I had to return to the nearby Cecil Hotel to collect a message. When I returned to the mosque the crowd had moved off to deliver its protest. A young man showed me his photographs of the demonstrations on his camera and explained all the protest slogans. A rather fierce Salafi approached and, apologizing coldly, demanded to see my passport. “Security”, he said. I showed him it. “It doesn’t say what you do.” “British passports don’t”, I replied. “What is your problem?” “We don’t know who you are,” he said. “I am a lecturer and writer.” More apologies . A debate. Two other men with him appeared to suspect me. They would not make eye contact with me. Another man explained that foreigners who joined them recently as journalists turned out to be British and Israeli spies. In order to reassure them that I was bona fide, I quoted the opening verse of the Qur’an, The Fatiha, but the debate continued. Eventually I shrugged and walked away.

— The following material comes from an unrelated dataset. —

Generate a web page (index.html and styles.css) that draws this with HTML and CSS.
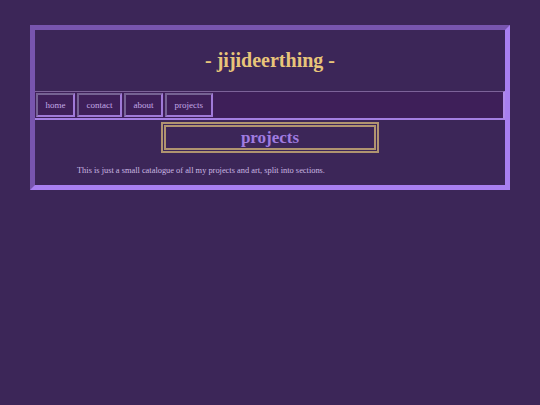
FILE: index.html
```html
<!DOCTYPE html>
<html>
<head>
<meta charset="utf-8">
<title>jijideerthing - projects</title>
<link rel="stylesheet" href="styles.css">
</head>
<body>
<div class="frame">
  <header class="header">
    <h1 class="site-title">- jijideerthing -</h1>
  </header>
  <nav class="nav">
    <a class="nav-item" href="#">home</a>
    <a class="nav-item" href="#">contact</a>
    <a class="nav-item" href="#">about</a>
    <a class="nav-item" href="#">projects</a>
  </nav>
  <main class="main">
    <h2 class="page-title">projects</h2>
    <p class="intro">This is just a small catalogue of all my projects and art, split into sections.</p>
  </main>
</div>
</body>
</html>
```
FILE: styles.css
```css
html, body {
  margin: 0;
  padding: 0;
  background: #3c2658;
}
body {
  padding-top: 25px;
  font-family: "Liberation Serif", "Times New Roman", serif;
}
.frame {
  width: 470px;
  margin: 0 auto;
  border: 5px solid;
  border-color: #7855ae #a87ff0 #a87ff0 #7855ae;
  background: #3c2658;
}
.header {
  height: 61px;
  display: flex;
  align-items: center;
  justify-content: center;
}
.site-title {
  margin: 0;
  font-size: 20px;
  font-weight: bold;
  color: #e8c57a;
}
.nav {
  height: 24px;
  display: flex;
  gap: 2px;
  padding: 1px 0 1px 1px;
  background: #3e1f59;
  border-style: solid;
  border-width: 1px 2px 2px 0;
  border-color: #7c6299 #b08be8 #a47fe2 #7c6299;
}
.nav-item {
  display: flex;
  align-items: center;
  padding: 0 7.5px;
  font-size: 9px;
  color: #c3a8e6;
  text-decoration: none;
  background: #3e1f59;
  border: 2px solid;
  border-color: #756293 #a07ad8 #a07ad8 #756293;
}
.main {
  padding: 2px 0 9px;
  display: flex;
  flex-direction: column;
}
.page-title {
  align-self: center;
  width: 208px;
  margin: 0;
  padding: 0;
  line-height: 21px;
  text-align: center;
  font-size: 17px;
  font-weight: bold;
  color: #a07ce0;
  border: 5px double #b09470;
}
.intro {
  margin: 13px 0 0 42px;
  font-size: 8.4px;
  line-height: 10px;
  color: #cbb8e2;
}
```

I had arrived that morning convinced that this was the first genuine revolution Egypt had known – Gamal abdul-Nasser’s in 1952 against King Farouk was merely an army coup – and, as these men did, that Islamists were often falsely blamed for violence by corrupt regimes. In Algeria in 1991 the ruling FLN had persuaded the West that Algerians would vote for them because the Islamists were the only alternative. The argument backfired. When the Islamist FIS party was set to win, the army aborted the electoral process and a ten-year civil war ensued. In Egypt Nasser, Sadat and Mubarak had all played along with the Islamists, turning against them when extremists turned to violence. If during this transitional period in Egypt Field Marshall Tantawi and the army do not nurture the growth of centrist parties and if people believe that the choice lies between the hated ancien regime and the Islamists, they will vote for Islamists who promise to remove corruption. If they were to win, this period of benign revolution, this Cairo Spring, will have been squandered forever.